During Q3, Golar Maria re-charted on a voyage basis at historically higher rates. We expect longer-term contracts will be contemplated in the coming months. In July, Golar LNG Partners raised net proceeds from public follow-on offering of approximately $188 million as part of the Nusantara Regas Satu topline.
Let's now turn over the page to go through our financial highlights. Highlighted there are net operating revenue for the quarter of $103 million (inaudible) it’s been increased from $82.3 million from Q1. This is a result of full contribution from Arctic which is approximately $45 million in EBITDA; Grand, which is $39 million approximately in EBITDA and also vast contributions from Viking and Khannur, whose charter commenced during the quarter.
As operating expenses, we mentioned last quarter that the level at which we reported the $27.9 million was exceptionally, high that was particularly as a result of the reactivation cost we incurred for Hilli and the Gandria. In Q2 that level of expenses did not materialize and as a result our operating expenses for Q2 is at a much better level at $17.8 million. Those two factors have contributed to a 65% increase in EBITDA from $48.4 million in Q1 to approximately $80 million in Q2.
Our net financial expenses during Q2 have increased to $12.9 million from $8.8 million in Q1 and this is as a result of two factors, we only incurred partial charge of convertible bond interest in Q1, whereas in Q2 that was a full quarter charge. Similarly, we incurred mark-to-market losses on some of our interest rate swaps as a result of medium to long term swaps declining from levels of Q1 to Q2. All of those factors have contributed to our net income increase of approximately 133% from Q1 to $35.4 million.
Going down to the time charter equivalent rates, as you can see there, there is an increase of approximately 8% from Q1 of 90,464 a day to Q2 level of 97,118 a day. The utilization is slightly down from Q1 to Q2 as a result of idle time for Hilli and the Gandria. Also as announced, we increased our dividend by $0.05 from $0.35 in Q1 to $0.40 in Q2 representing approximately 14% increase.

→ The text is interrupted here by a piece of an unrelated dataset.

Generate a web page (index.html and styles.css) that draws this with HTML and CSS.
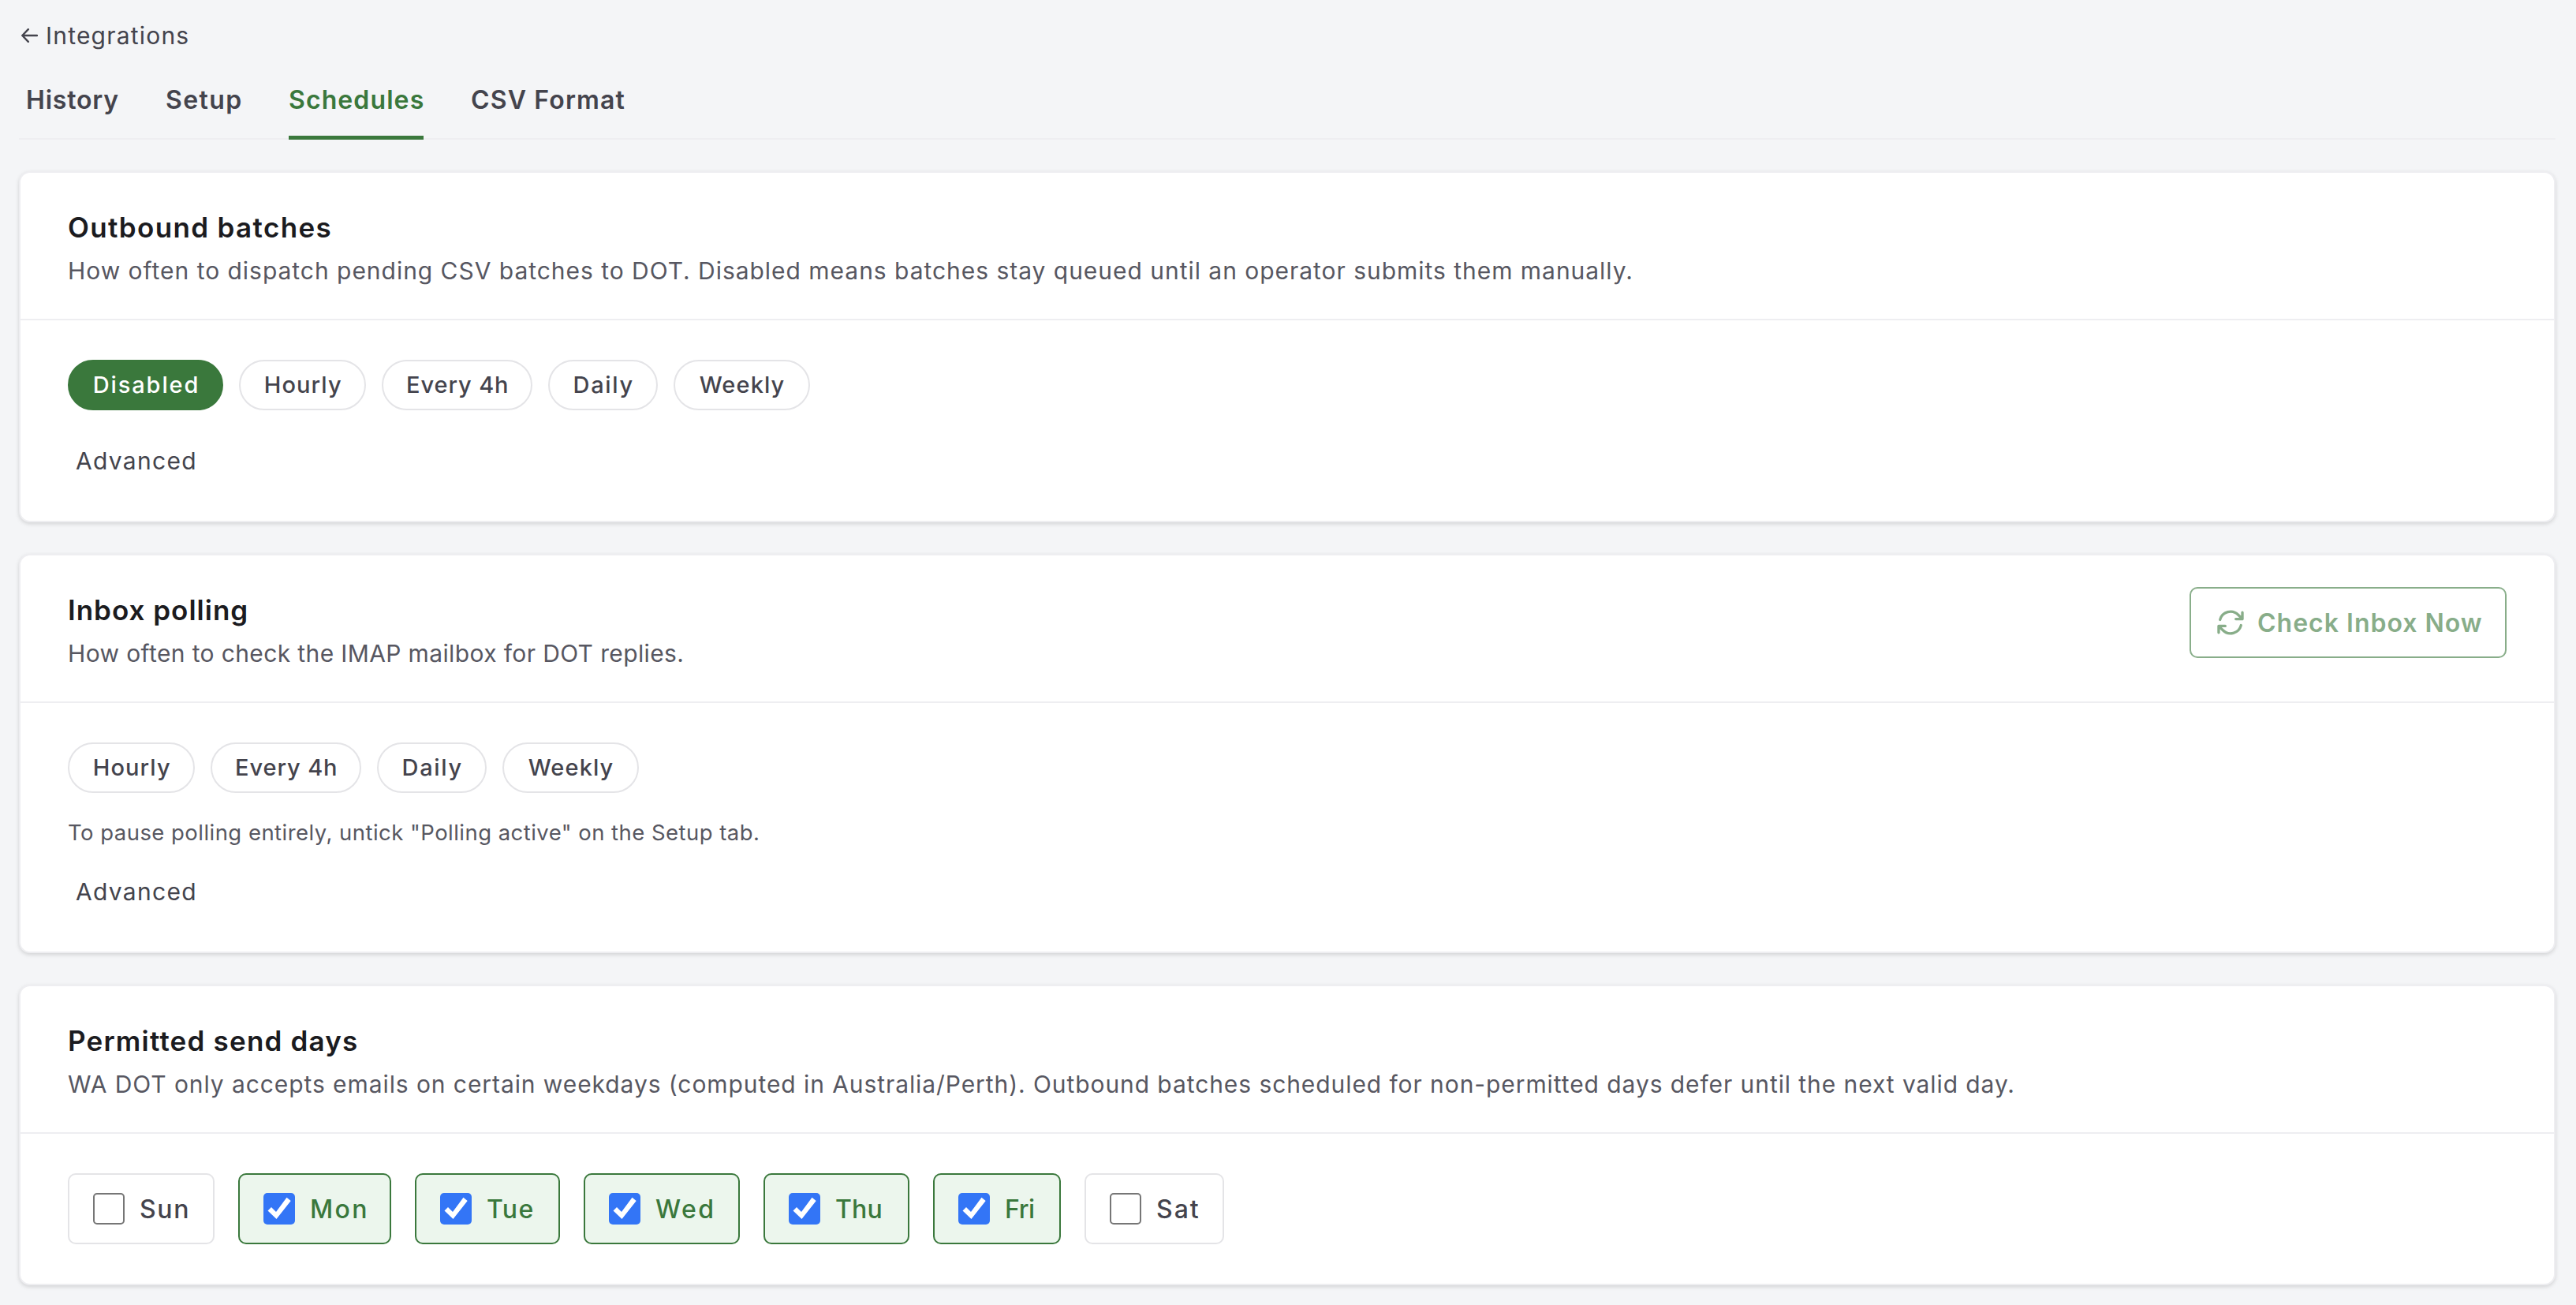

Going over to page six, this basically highlights the three main metrics that we look at as far as performance is concerned. So from Q1 2011, as you can see the bar graph show that our net revenue as well as our EBITDA have been increasing steadily and as a result of that the Board has been quite confident in increasing the dividend levels to follow those trends. So obviously the increase from Q1 level to Q2 level is a much deeper increase from previous quarters.
We will now turn over the page to page seven to quickly go through our balance sheet. On the asset side, there are only two main movements really that we can point to. Cash and cash equivalents have declined from 31st March level and now simply because we paid a few installments as far as newbuilds are concerned as well as the completion of the Khannur conversion during Q2. That is obviously offset by the increase in vessels and equipments and again, main contribution there is the installments for newbuildings and the Khannur conversion.
Going over the page to the liability side of our balance sheet, one point to note there really just long-term a lot of numbers are pretty stable and really the main decrease there is a result of repayments during the quarter. At the bottomline of the presentation page, we have a fixed interest debt of approximately 83% and we’re averaging approximately 3.15% in weighted average interest.